Unlimited Cellular Voice

by Colin Berkshire

Colin here.

What is happening to your voice traffic?

I recently was talking with a telcom guy and asked what the trend was for voice traffic. I suspected  our data traffic was declining, but how much?

Getting at these numbers isn’t as easy as it used to be. We no longer bill internally for long distance, so we don’t have the interdepartmental telcom billing program to give us usage reports. (We used to be able to see usage by department, building, region, etc. But now that it isn’t billed we don’t get that stuff.)

After almost two weeks the telcom guy got back to me. He had gotten somebody in the IT department to randomly sniff packets at the gateway and he took random samples to determine how much was voice and VOIP and how much was other data. I’m not a traffic sniffer expert, but I get the concept that through what they called “stateful packet inspection” they can determine what is going through the gateway. I’m not sure if it gets all the voice enabled messaging apps.

I’m always one to want numbers to be “sanity checked” and when the stats came in they knew they had better check things because the numbers looked funny. The very simple answer was that our voice traffic was way, way down. The total number of calls, the total CCS per station, our monthly billings, the number of minutes of toll-free that we are charged…all of it is way down.

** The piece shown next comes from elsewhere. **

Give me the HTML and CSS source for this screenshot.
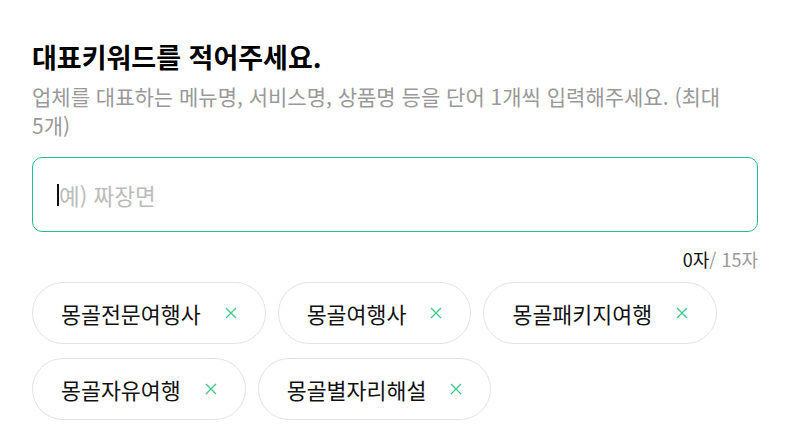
FILE: index.html
```html
<!DOCTYPE html>
<html lang="ko">
<head>
<meta charset="utf-8">
<link rel="stylesheet" href="styles.css">
</head>
<body>
<div class="wrap">
  <h1 class="title">대표키워드를 적어주세요.</h1>
  <p class="desc">업체를 대표하는 메뉴명, 서비스명, 상품명 등을 단어 1개씩 입력해주세요. (최대 5개)</p>
  <div class="field">
    <span class="caret"></span><span class="placeholder">예) 짜장면</span>
  </div>
  <div class="counter"><span class="cur">0자</span>/ 15자</div>
  <div class="chips">
    <div class="chip"><span>몽골전문여행사</span><svg class="x" viewBox="0 0 12 12"><path d="M1 1L11 11M11 1L1 11"/></svg></div>
    <div class="chip"><span>몽골여행사</span><svg class="x" viewBox="0 0 12 12"><path d="M1 1L11 11M11 1L1 11"/></svg></div>
    <div class="chip"><span>몽골패키지여행</span><svg class="x" viewBox="0 0 12 12"><path d="M1 1L11 11M11 1L1 11"/></svg></div>
    <div class="chip"><span>몽골자유여행</span><svg class="x" viewBox="0 0 12 12"><path d="M1 1L11 11M11 1L1 11"/></svg></div>
    <div class="chip"><span>몽골별자리해설</span><svg class="x" viewBox="0 0 12 12"><path d="M1 1L11 11M11 1L1 11"/></svg></div>
  </div>
</div>
</body>
</html>
```
FILE: styles.css
```css
* { box-sizing: border-box; }
html, body { margin: 0; padding: 0; background: #fff; }
body { font-family: "Noto Sans CJK KR", "Noto Sans", sans-serif; color: #111; }
.wrap { width: 726px; margin-left: 32px; padding-top: 40px; }
.title { margin: 0; font-size: 27px; font-weight: 700; line-height: 34px; color: #000; }
.desc { margin: 8px 0 0; font-size: 21px; line-height: 29px; color: #999; word-break: keep-all; }
.field { margin-top: 17px; height: 75px; border: 1px solid #20c18a; border-radius: 10px; display: flex; align-items: center; padding-left: 24px; }
.caret { width: 2px; height: 22px; background: #111; }
.placeholder { font-size: 22.5px; color: #bbb; }
.counter { margin-top: 14px; text-align: right; font-size: 18px; line-height: 26px; color: #999; }
.counter .cur { color: #111; }
.chips { margin-top: 10px; display: flex; flex-wrap: wrap; gap: 14px 12px; }
.chip { height: 62px; border: 1px solid #e3e3e3; border-radius: 31px; display: flex; align-items: center; padding: 0 28px; font-size: 21.7px; gap: 24px; }
.x { width: 12px; height: 12px; stroke: #3cc98a; stroke-width: 1.3; fill: none; }
```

It is very difficult with the level of reporting that our company has to compare traffic this year with 5 or 10 years ago. In part, it is measured differently, in part we have moved a lot of functions around between facilities and countries, and in part we don’t have a lot of the old historical records.

But an educated guess seems to be that our voice traffic seems to be down about 25% to 40% from what it was five years ago. Our headcount isn’t much different. So that would lead me to believe we’re talking less on the phone than we used to.

We don’t have great stats on this one. So I would love to hear what measurements and experiences others are seeing in their organizations. Is this a general trend of voice traffic being in decline?

I guess it makes sense that it would be in decline when the cell phone companies are offering flat-rate unlimited calling packages so willingly. There’s lots of ways to get free voice, and that’s probably the right tactic when consumption is declining.